Media and Grief

Last week, on the same day, bombings occurred in Boston, Ma and across Iraq– 5,808 miles apart, but for one day they were tragically right next door to each other. The lives of three people were claimed in Boston and hundreds of others were injured; in Iraq over 50 people were killed with more than 100 wounded.

In response to the Marathon Bombing, the President interrupted his schedule to travel to Boston, attend a nationally broadcast inter/multifaith service and to speak about the event and subsequent investigation.  Iraqi president Jalal Talabani would have to have had the sum of all the powers of the Avengers to attend a service at the site of every attack in his country last week – bombs went off in 8 to 10 cities (reports varied). In the US, there was a national moment of silence; the last moment of silence I could find in Iraq happened in 2005, for victims of car bombings.

The rest of the week saw an earthquake in China which killed almost 200 people and injured thousands, bombings in Iraq, news of a massacre by loyalist forces in Syria, bombings in Iraq, the shooting death of two stoners in Colorado and more bombings in Iraq.

The US and our media did not ignore these other events; but neither have we placed them on a par with what happened in Boston.  A search on ‘tweets per minute, Boston Marathon’ showed that still today, there are an average of 205 tweets per minute on the subject.[1]  Run the same search substituting ‘Boston Marathon’ with ‘Iraq Bombing,’ and you’ll learn that Obama’s DNC speech set a record tweet per minute rate.  Well, huh.  But Twitter being a purely Western media outlet and the fact that people in Iraq have much more limited access to networking could also explain that huge difference.

The Boston Bombings happened here – does location influence the fierce attention of the US and Western public?  Certainly, media and its editors/producers place a value on American interest in bloodshed and its newsworthiness, assigning an almost numeric or economic value to carnage. According to Owen Jones of the Telegraph, this comes under “Cultural Proximity” – a shared cultural identity or understanding of who we are enhanced by a common language.

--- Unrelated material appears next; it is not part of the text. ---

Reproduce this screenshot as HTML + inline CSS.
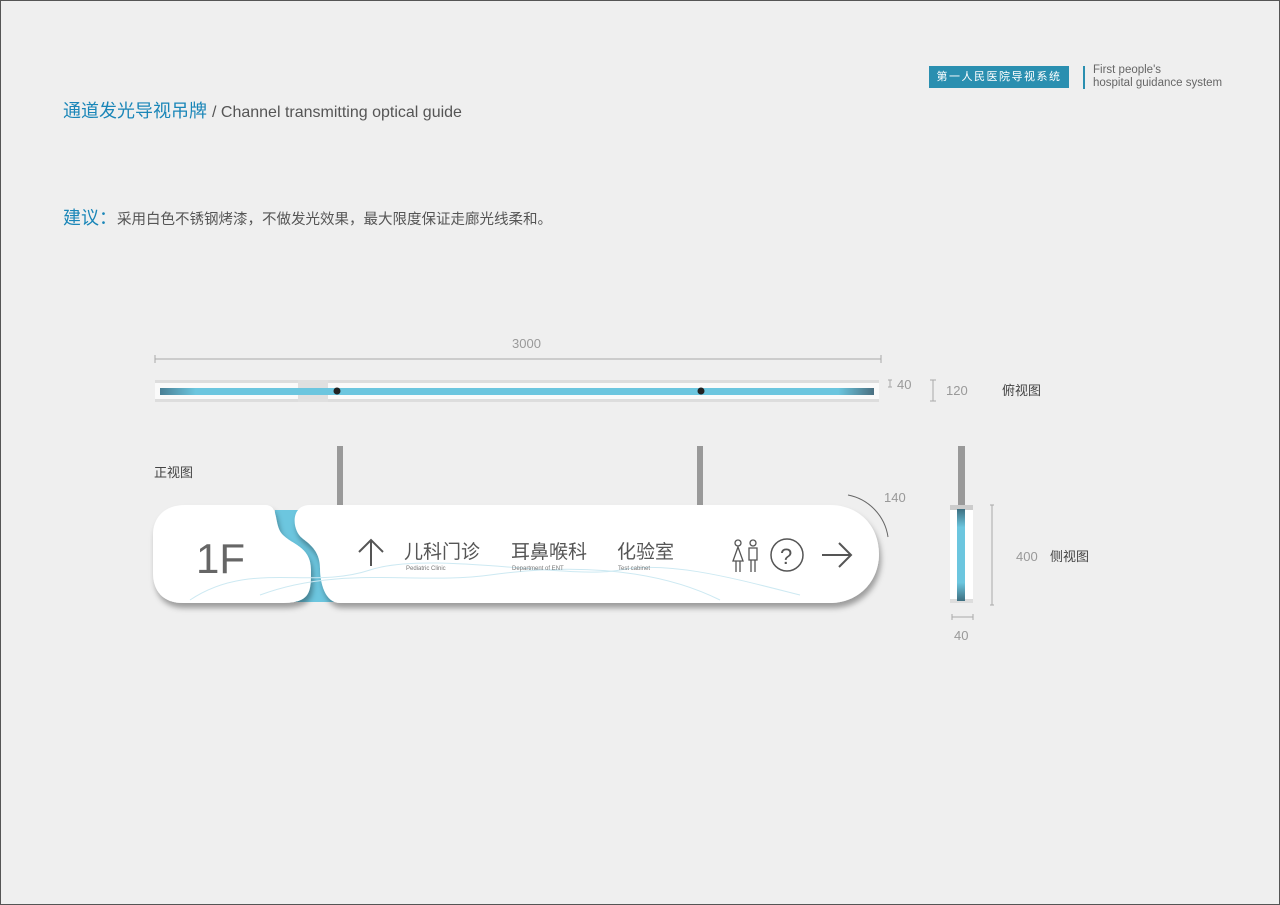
<!DOCTYPE html>
<html><head><meta charset="utf-8"><style>
body{margin:0;width:1280px;height:905px;background:#efefef;position:relative;overflow:hidden;font-family:"Liberation Sans","Noto Sans CJK SC",sans-serif;}
.a{position:absolute;white-space:nowrap}
</style></head><body>
<div class="a" style="left:0;top:0;width:1278px;height:903px;border:1px solid #555"></div>
<div class="a" style="left:63px;top:97px;font-size:18px;color:#1a86b8">通道发光导视吊牌 <span style="color:#555;font-size:16px">/ Channel transmitting optical guide</span></div>
<div class="a" style="left:929px;top:66px;width:140px;height:22px;background:#2a8fb0;color:#fff;font-size:11px;line-height:22px;text-align:center;letter-spacing:1.5px">第一人民医院导视系统</div>
<div class="a" style="left:1083px;top:66px;width:2px;height:23px;background:#2a8fb0"></div>
<div class="a" style="left:1093px;top:64px;font-size:11.5px;color:#666;line-height:13px">First people's<br>hospital guidance system</div>
<div class="a" style="left:63px;top:204px;font-size:18px;color:#1a86b8">建议：<span style="color:#555;font-size:14.5px">采用白色不锈钢烤漆，不做发光效果，最大限度保证走廊光线柔和。</span></div>
<svg class="a" style="left:0;top:0" width="1280" height="905">
<defs>
<linearGradient id="bl" x1="0" x2="1"><stop offset="0" stop-color="#4a7f95"/><stop offset=".05" stop-color="#6cc6df"/><stop offset=".95" stop-color="#6cc6df"/><stop offset="1" stop-color="#4a6f80"/></linearGradient>
<linearGradient id="vb" y1="0" y2="1" x1="0" x2="0"><stop offset="0" stop-color="#3e6f80"/><stop offset=".2" stop-color="#6cc6df"/><stop offset=".8" stop-color="#6cc6df"/><stop offset="1" stop-color="#3e6f80"/></linearGradient>
<filter id="sh" x="-5%" y="-20%" width="110%" height="150%"><feDropShadow dx="2" dy="5" stdDeviation="3" flood-color="#000" flood-opacity=".35"/></filter>
</defs>
<g stroke="#aaa" fill="none"><path d="M155 355v8M881 355v8M155 359H881"/><path d="M888 380h4M888 387h4M890 380v7"/><path d="M930 380h6M930 401h6M933 380v21"/><path d="M990 505h4M990 605h4M992 505v100"/><path d="M952 614v6M973 614v6M952 617h21"/></g>
<text x="512" y="348" font-size="13" fill="#999">3000</text>
<text x="897" y="389" font-size="13" fill="#999">40</text>
<text x="946" y="395" font-size="13" fill="#999">120</text>
<text x="1002" y="395" font-size="13" fill="#444">俯视图</text>
<text x="884" y="502" font-size="13" fill="#999">140</text>
<text x="1016" y="561" font-size="13" fill="#999">400</text>
<text x="1050" y="561" font-size="13" fill="#444">侧视图</text>
<text x="954" y="640" font-size="13" fill="#999">40</text>
<text x="154" y="477" font-size="13" fill="#444">正视图</text>
<rect x="155" y="380" width="724" height="22" fill="#fafafa"/>
<rect x="155" y="380" width="724" height="3" fill="#ddd"/><rect x="155" y="399" width="724" height="3" fill="#ddd"/>
<rect x="298" y="380" width="30" height="22" fill="#e0e0e0"/>
<rect x="160" y="388" width="714" height="7" fill="url(#bl)"/>
<circle cx="337" cy="391" r="3.5" fill="#222"/><circle cx="701" cy="391" r="3.5" fill="#222"/>
<rect x="337" y="446" width="6" height="60" fill="#999"/><rect x="697" y="446" width="6" height="60" fill="#999"/>
<rect x="958" y="446" width="7" height="62" fill="#999"/>
<rect x="950" y="505" width="23" height="98" fill="#fff"/>
<rect x="950" y="505" width="23" height="5" fill="#ccc"/><rect x="950" y="599" width="23" height="4" fill="#ddd"/>
<rect x="957" y="509" width="8" height="92" fill="url(#vb)"/>
<path d="M848 495a50 50 0 0 1 40 42" stroke="#666" fill="none"/>
<path d="M275 510h60v92h-60z" fill="#6cc6df"/>
<g filter="url(#sh)" fill="#fff">
<path d="M185 505h80c15 0 8 20 18 30c10 10 28 12 28 35c0 22 0 33-30 33h-98c-20 0-30-12-30-30v-38c0-18 12-30 32-30z"/>
<path d="M310 505h520c28 0 49 20 49 49c0 28-21 49-49 49h-490c-15 0-20-20-20-35c0-18-12-25-18-30c-10-8-12-33 8-33z"/>
</g>
<g stroke="#cde9f2" fill="none" stroke-width="1"><path d="M190 600c60-40 120-10 180-30s200 10 250 0 120 10 180 25"/><path d="M260 595c80-30 160-10 230-20s160-10 230 25"/></g>
<text x="196" y="573" font-size="42" fill="#666" font-family="Liberation Sans">1F</text>
<path d="M371 566v-26M359 552l12-12 12 12" stroke="#555" stroke-width="2" fill="none"/>
<text x="404" y="558" font-size="19" fill="#555">儿科门诊</text>
<text x="406" y="570" font-size="6" fill="#777">Pediatric Clinic</text>
<text x="511" y="558" font-size="19" fill="#555">耳鼻喉科</text>
<text x="512" y="570" font-size="6" fill="#777">Department of ENT</text>
<text x="617" y="558" font-size="19" fill="#555">化验室</text>
<text x="618" y="570" font-size="6" fill="#777">Test cabinet</text>
<g stroke="#555" fill="none" stroke-width="1.3"><circle cx="738" cy="543" r="3"/><path d="M738 547l-5 14h10zM736 561v11M740 561v11"/><circle cx="753" cy="543" r="3"/><path d="M749 548h8v12h-8zM751 560v12M755 560v12"/></g>
<circle cx="787" cy="555" r="16" stroke="#555" fill="none" stroke-width="1.5"/>
<text x="780" y="564" font-size="22" fill="#555">?</text>
<path d="M822 555h28M839 543l12 12-12 12" stroke="#555" stroke-width="2" fill="none"/>
</svg>
</body></html>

Does this coverage demonstrate an explicit acceptance as a fact of life in assigning what Jones calls a hierarchy of death?  Is media mirroring racism back at us?  The fact is that bombings happen with much more frequency in Iraq than in the US, or most places in the West.  Iraq does not have realistic opportunity to express outrage on an international level. A good friend ran into the cultural differences between a MENA owned company versus the US attitude to bombings and death after 9/11.  On 9/13, when NYC opened back up again, his bosses’ bosses in Jerusalem couldn’t understand why the office – 20 plus blocks north of Ground Zero – was still closed. Because, as they pointed out, bombings were part of life there.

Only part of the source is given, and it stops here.